Thursday, May 5, 2011

East Chicago Mayor sentenced for what else.... CORRUPTION....

Ex-mayor upholds East Chicago tradition: Corruption
Former leader who had city workers remodel his home gets 5 years in prison


Only 40 minutes from the Loop, the small town of East Chicago sits just east of the Illinois state line, south of the ArcelorMittal steel mills along Lake Michigan and north of the BP oil refinery.

But geography isn't the only way East Chicago is near Chicago. For decades, the hardscrabble city of 29,000 has been known, if only among the mostly disdainful residents in Indiana, for political corruption.

On Thursday, a federal judge sentenced former Mayor George Pabey to five years in prison, the third consecutive East Chicago mayor to come to grief in a federal courtroom.

In the fall of 2007, just three years after Pabey unseated scandal-plagued incumbent Robert Pastrick on a reform platform, city workers, while on the clock, began remodeling a home Pabey owned in Gary.

"Mr. Pabey focused his greed on a city that was a perennial target for corruption," U.S. District Judge James Moody said. "(Pabey) took the trust of the city's vulnerable citizens and turned them into victims again."
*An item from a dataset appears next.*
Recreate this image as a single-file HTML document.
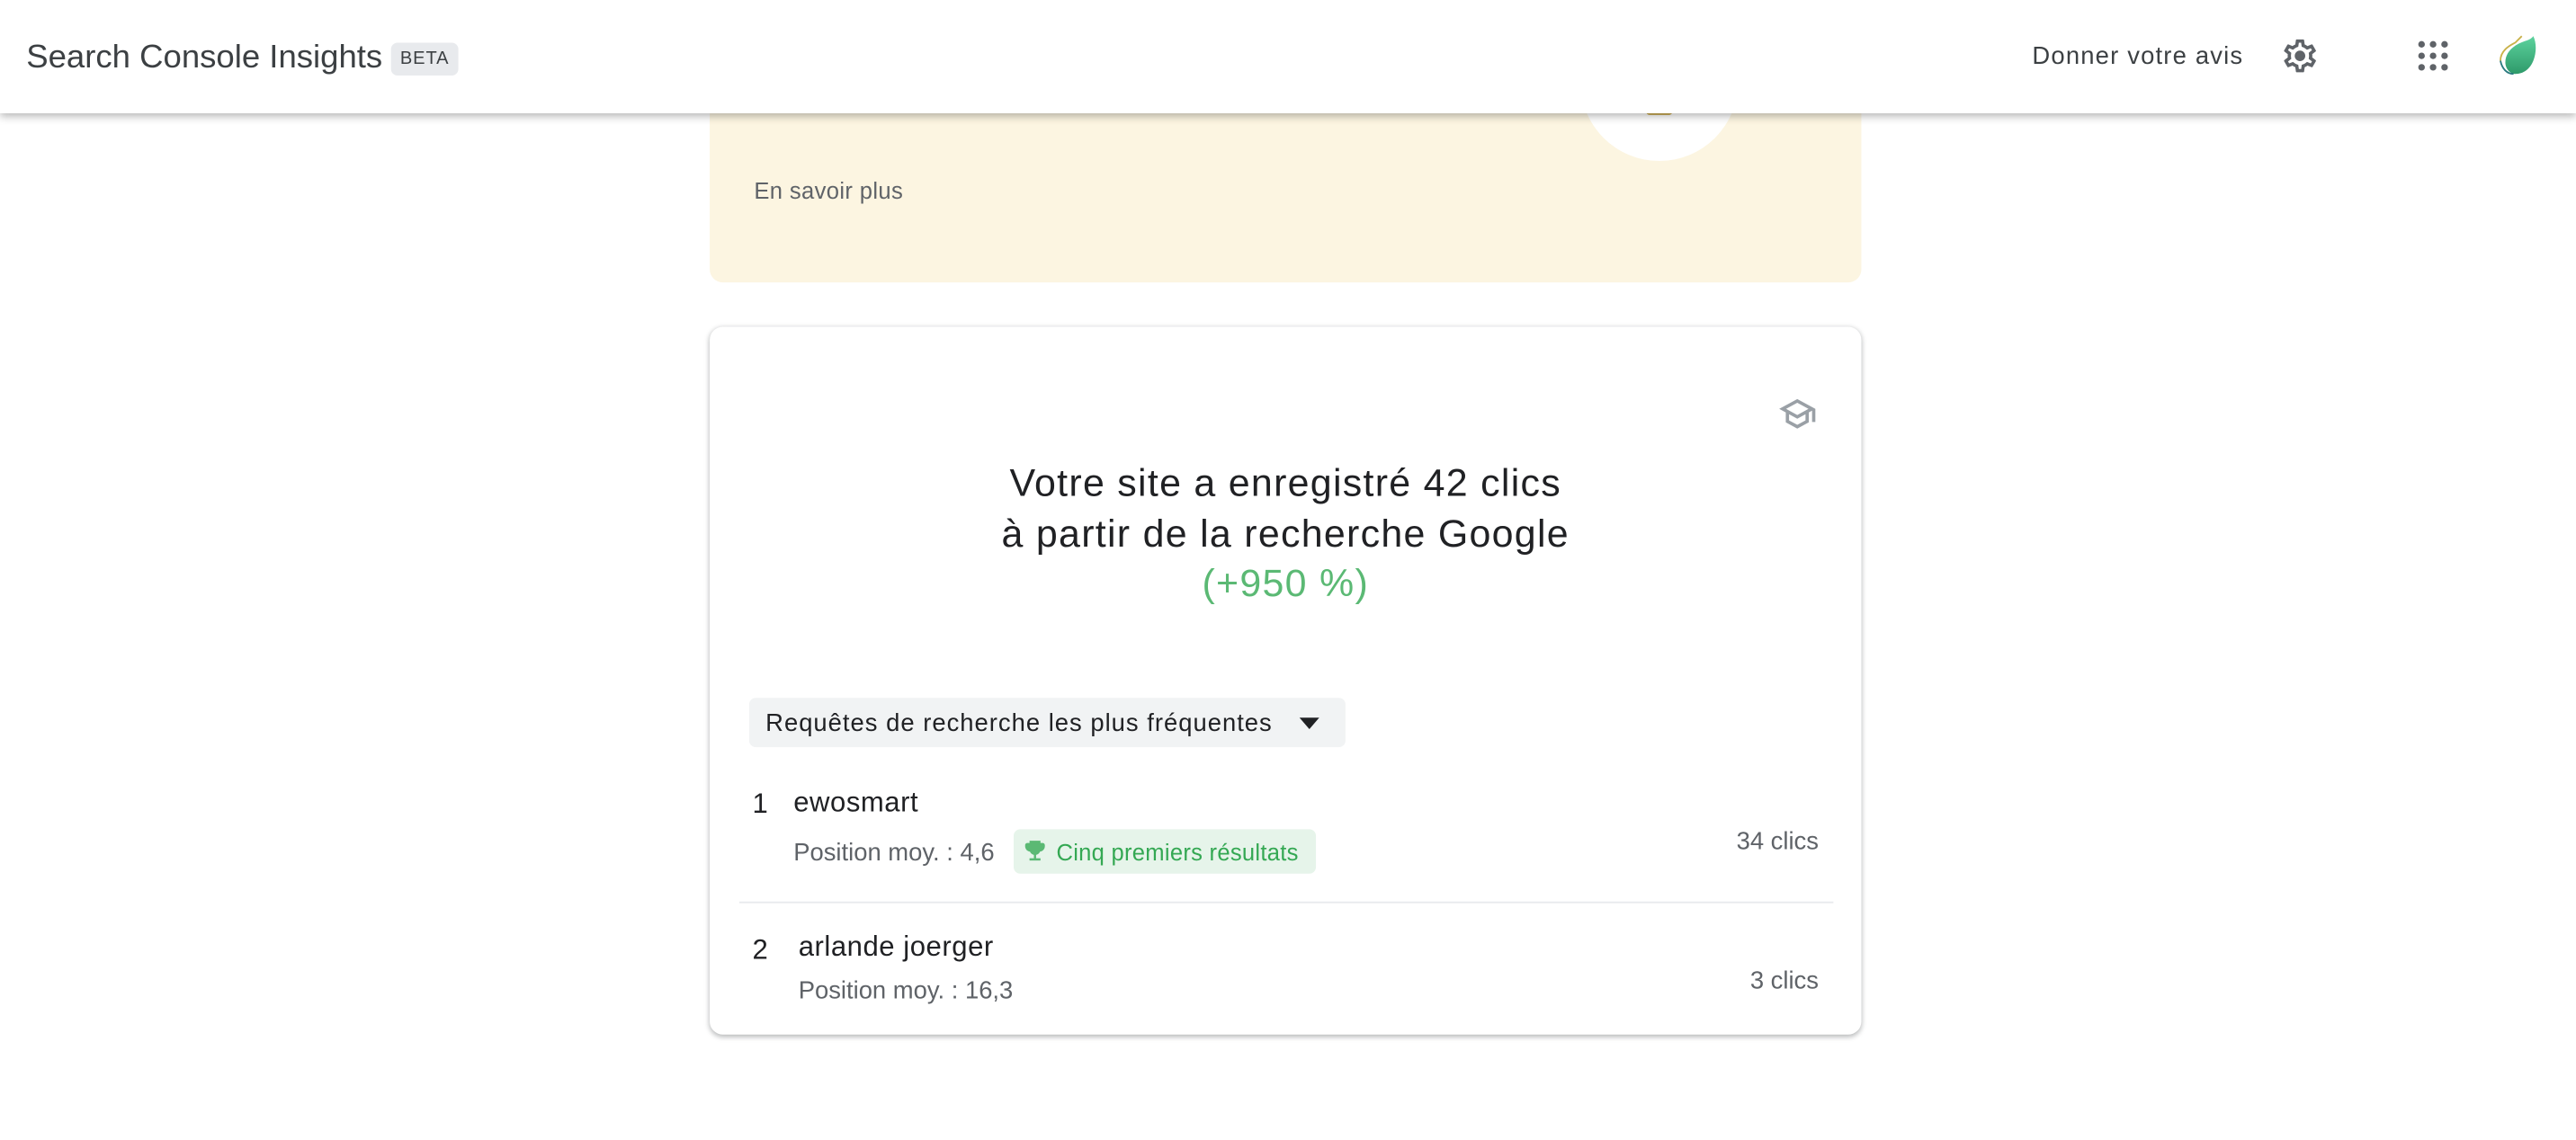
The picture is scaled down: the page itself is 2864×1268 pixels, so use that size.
<!DOCTYPE html>
<html><head><meta charset="utf-8"><style>
html,body{margin:0;padding:0;width:2864px;height:1268px;overflow:hidden;background:#fff;}
#s{position:absolute;left:0;top:0;width:1568px;height:694.2px;transform:scale(1.82653);transform-origin:0 0;font-family:"Liberation Sans",Arial,sans-serif;}
.a{position:absolute;white-space:nowrap;}
</style></head><body><div id="s">
<div class="a" style="left:432px;top:40px;width:701px;height:132px;background:#fcf5e1;border-radius:8px;"></div>
<div class="a" style="left:962px;top:2px;width:96px;height:96px;border-radius:50%;background:#fff;"></div>
<div class="a" style="left:1002px;top:62px;width:16px;height:8px;border-radius:2px;background:#c9a84a;"></div>
<div class="a" style="left:459px;top:108px;font-size:14px;color:#5f6368;letter-spacing:.2px;">En savoir plus</div>

<div class="a" style="left:0;top:0;width:1568px;height:69px;background:#fff;box-shadow:0 2px 5px rgba(0,0,0,.3);"></div>
<div class="a" style="left:16px;top:24px;font-size:20px;color:#3c4043;">Search Console Insights</div>
<div class="a" style="left:238px;top:26px;width:41px;height:20px;background:#e8eaed;border-radius:4px;font-size:11px;color:#3c4043;line-height:20px;text-align:center;letter-spacing:.5px;">BETA</div>
<div class="a" style="left:1237px;top:26px;font-size:15px;color:#3c4043;letter-spacing:.65px;">Donner votre avis</div>
<svg class="a" style="left:1388px;top:22px" width="24" height="24" viewBox="0 0 24 24"><path fill="#5f6368" d="M19.43 12.98c.04-.32.07-.64.07-.98 0-.34-.03-.66-.07-.98l2.11-1.65c.19-.15.24-.42.12-.64l-2-3.46a.5.5 0 0 0-.61-.22l-2.49 1c-.52-.4-1.08-.73-1.69-.98l-.38-2.65A.49.49 0 0 0 14 2h-4c-.25 0-.46.18-.49.42l-.38 2.65c-.61.25-1.17.59-1.69.98l-2.49-1a.5.5 0 0 0-.61.22l-2 3.46c-.13.22-.07.49.12.64l2.11 1.65c-.04.32-.07.65-.07.98s.03.66.07.98l-2.11 1.65c-.19.15-.24.42-.12.64l2 3.46c.12.22.39.3.61.22l2.49-1c.52.4 1.08.73 1.69.98l.38 2.65c.03.24.24.42.49.42h4c.25 0 .46-.18.49-.42l.38-2.65c.61-.25 1.17-.59 1.69-.98l2.49 1c.23.09.49 0 .61-.22l2-3.46c.12-.22.07-.49-.12-.64l-2.11-1.65zm-1.98-1.71c.04.31.05.52.05.73 0 .21-.02.43-.05.73l-.14 1.13.89.7 1.08.84-.7 1.21-1.27-.51-1.04-.42-.9.68c-.43.32-.84.56-1.25.73l-1.06.43-.16 1.13-.2 1.35h-1.4l-.19-1.35-.16-1.13-1.06-.43c-.43-.18-.83-.41-1.23-.71l-.91-.7-1.06.43-1.27.51-.7-1.21 1.08-.84.89-.7-.14-1.13c-.03-.31-.05-.54-.05-.74s.02-.43.05-.73l.14-1.13-.89-.7-1.08-.84.7-1.21 1.27.51 1.04.42.9-.68c.43-.32.84-.56 1.25-.73l1.06-.43.16-1.13.2-1.35h1.39l.19 1.35.16 1.13 1.06.43c.43.18.83.41 1.23.71l.91.7 1.06-.43 1.27-.51.7 1.21-1.07.85-.89.7.14 1.13z"/><circle cx="12" cy="12" r="3.2" fill="#5f6368"/></svg>
<svg class="a" style="left:1471px;top:24px" width="20" height="20" viewBox="0 0 20 20" fill="#5f6368"><circle cx="3" cy="3" r="2"/><circle cx="10" cy="3" r="2"/><circle cx="17" cy="3" r="2"/><circle cx="3" cy="10" r="2"/><circle cx="10" cy="10" r="2"/><circle cx="17" cy="10" r="2"/><circle cx="3" cy="17" r="2"/><circle cx="10" cy="17" r="2"/><circle cx="17" cy="17" r="2"/></svg>
<svg class="a" style="left:1521px;top:20px" width="26" height="28" viewBox="0 0 26 28"><defs><linearGradient id="g" x1="0" y1="0" x2="0" y2="1"><stop offset="0" stop-color="#5dd39e"/><stop offset="1" stop-color="#2e9a6a"/></linearGradient></defs><path d="M4 18c0-7 6-11 12-13 4-1 5-3 5-3 2 4 2 10 0 15-2 5-6 8-11 8-3 0-6-3-6-7z" fill="url(#g)"/><path d="M1 17c0-6 5-9 9-11l4-4" stroke="#c9b24a" fill="none" stroke-width="1"/><path d="M1 17c1 5 4 8 8 8" stroke="#2a7a80" fill="none" stroke-width="1"/></svg>

<div class="a" style="left:432px;top:199px;width:701px;height:431px;background:#fff;border-radius:8px;box-shadow:0 1px 3px rgba(60,64,67,.3),0 1px 4px rgba(60,64,67,.12);"></div>
<svg class="a" style="left:1082px;top:240px" width="24" height="24" viewBox="0 0 24 24"><path fill="#9aa0a6" d="M12 3L1 9l4 2.18v6L12 21l7-3.82v-6l2-1.09V17h2V9L12 3zm6.82 6L12 12.72 5.18 9 12 5.28 18.82 9zM17 15.99l-5 2.73-5-2.73v-3.72L12 15l5-2.73v3.72z"/></svg>
<div class="a" style="left:432px;width:701px;top:279px;text-align:center;font-size:23.5px;line-height:30.5px;color:#202124;letter-spacing:.7px;">Votre site a enregistré 42 clics<br>à partir de la recherche Google<br><span style="color:#5bb974;">(+950 %)</span></div>
<div class="a" style="left:456px;top:425px;width:363px;height:30px;background:#f1f3f4;border-radius:4px;"></div>
<div class="a" style="left:466px;top:432px;font-size:15px;color:#202124;letter-spacing:.55px;">Requêtes de recherche les plus fréquentes</div>
<div class="a" style="left:791px;top:437px;width:0;height:0;border-left:6px solid transparent;border-right:6px solid transparent;border-top:7px solid #202124;"></div>

<div class="a" style="left:458px;top:480px;font-size:17px;color:#202124;">1</div>
<div class="a" style="left:483px;top:479px;font-size:17px;color:#202124;letter-spacing:.3px;">ewosmart</div>
<div class="a" style="left:483px;top:511px;font-size:15px;color:#5f6368;">Position moy. : 4,6</div>
<div class="a" style="left:617px;top:505px;width:184px;height:27px;background:#e6f4ea;border-radius:4px;"></div>
<svg class="a" style="left:622px;top:510px" width="16" height="16" viewBox="0 0 24 24"><path fill="#5bb974" d="M19 5h-2V3H7v2H5c-1.1 0-2 .9-2 2v1c0 2.55 1.92 4.63 4.39 4.94A5.01 5.01 0 0 0 11 15.9V19H7v2h10v-2h-4v-3.1a5.01 5.01 0 0 0 3.61-2.96C19.08 12.63 21 10.55 21 8V7c0-1.1-.9-2-2-2z"/></svg>
<div class="a" style="left:643px;top:511px;font-size:14px;color:#34a853;letter-spacing:.15px;">Cinq premiers résultats</div>
<div class="a" style="right:461px;top:504px;font-size:15px;color:#5f6368;">34 clics</div>
<div class="a" style="left:450px;top:549px;width:666px;height:1px;background:#e8eaed;"></div>

<div class="a" style="left:458px;top:569px;font-size:17px;color:#202124;">2</div>
<div class="a" style="left:486px;top:567px;font-size:17px;color:#202124;letter-spacing:.3px;">arlande joerger</div>
<div class="a" style="left:486px;top:595px;font-size:15px;color:#5f6368;">Position moy. : 16,3</div>
<div class="a" style="right:461px;top:589px;font-size:15px;color:#5f6368;">3 clics</div>
</div></body></html>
Before handing down the sentence — which was more than a year longer than called for by federal sentencing guidelines — Moody read off a list of 10 East Chicago city officials who had been convicted of public corruption charges since the year Pabey began his campaign.

Moody noted Pabey's predecessor, Pastrick, never faced criminal charges during his eight terms as mayor — but was ordered to pay $108 million in damages to the city after the Indiana attorney general won a first-of-its-kind civil racketeering lawsuit that alleged Pastrick and his allies ran the city as a criminal enterprise.

Pastrick, now 83, filed for bankruptcy last year.

Pastrick took office in 1972, touting reform after his predecessor, John Nicosia, was convicted in a kickback scheme. Nicosia was a reform candidate as well, pledging to end the open gambling and prostitution that still flourished under his predecessor, Walter Jeorse.

The state lawsuit against Pastrick was more than 60 pages long and included details about the Pastrick machine that could have described the operation of the Daley machine of the 1960s.

The 2003 election results, in which Pastrick defeated Pabey, were thrown out by the Indiana Supreme Court after Pabey discovered evidence of widespread vote fraud. Pabey then won the revote in a landslide.

Pabey had city workers painting his house and redoing his kitchen at a time when tax bills were skyrocketing in the city and the budget was so strained that 75 workers lost their jobs, noted Assistant U.S. Attorney David Nozick.

"While people are scraping together money to pay their taxes … he's finishing his basement," Nozick said.

If Moody's sentence was meant to send a message to East Chicago's political class, longtime residents aren't sure anyone will listen, said Alicia Rodriguez, who worked on Pabey's 2003 campaign and ran against him in 2007.

"We were so disappointed by George," Rodriguez said outside the courtroom Thursday. "Nobody really believes anyone anymore."

A new mayor is now in the proverbial hot seat in East Chicago. On Tuesday, Anthony Copeland, who took office after Pabey's conviction last year, won the Democratic primary and is all but assured of winning a full four-year term in the general election against a Republican candidate.

Jesse Gomez, a former city councilman who during his years in city politics found himself on the outs with both the Pastrick and Pabey administrations, said he thinks Copeland could end the ignominious streak in the mayor's office.

"I really think he means it," said Gomez. "(Copeland) seems to be the real thing."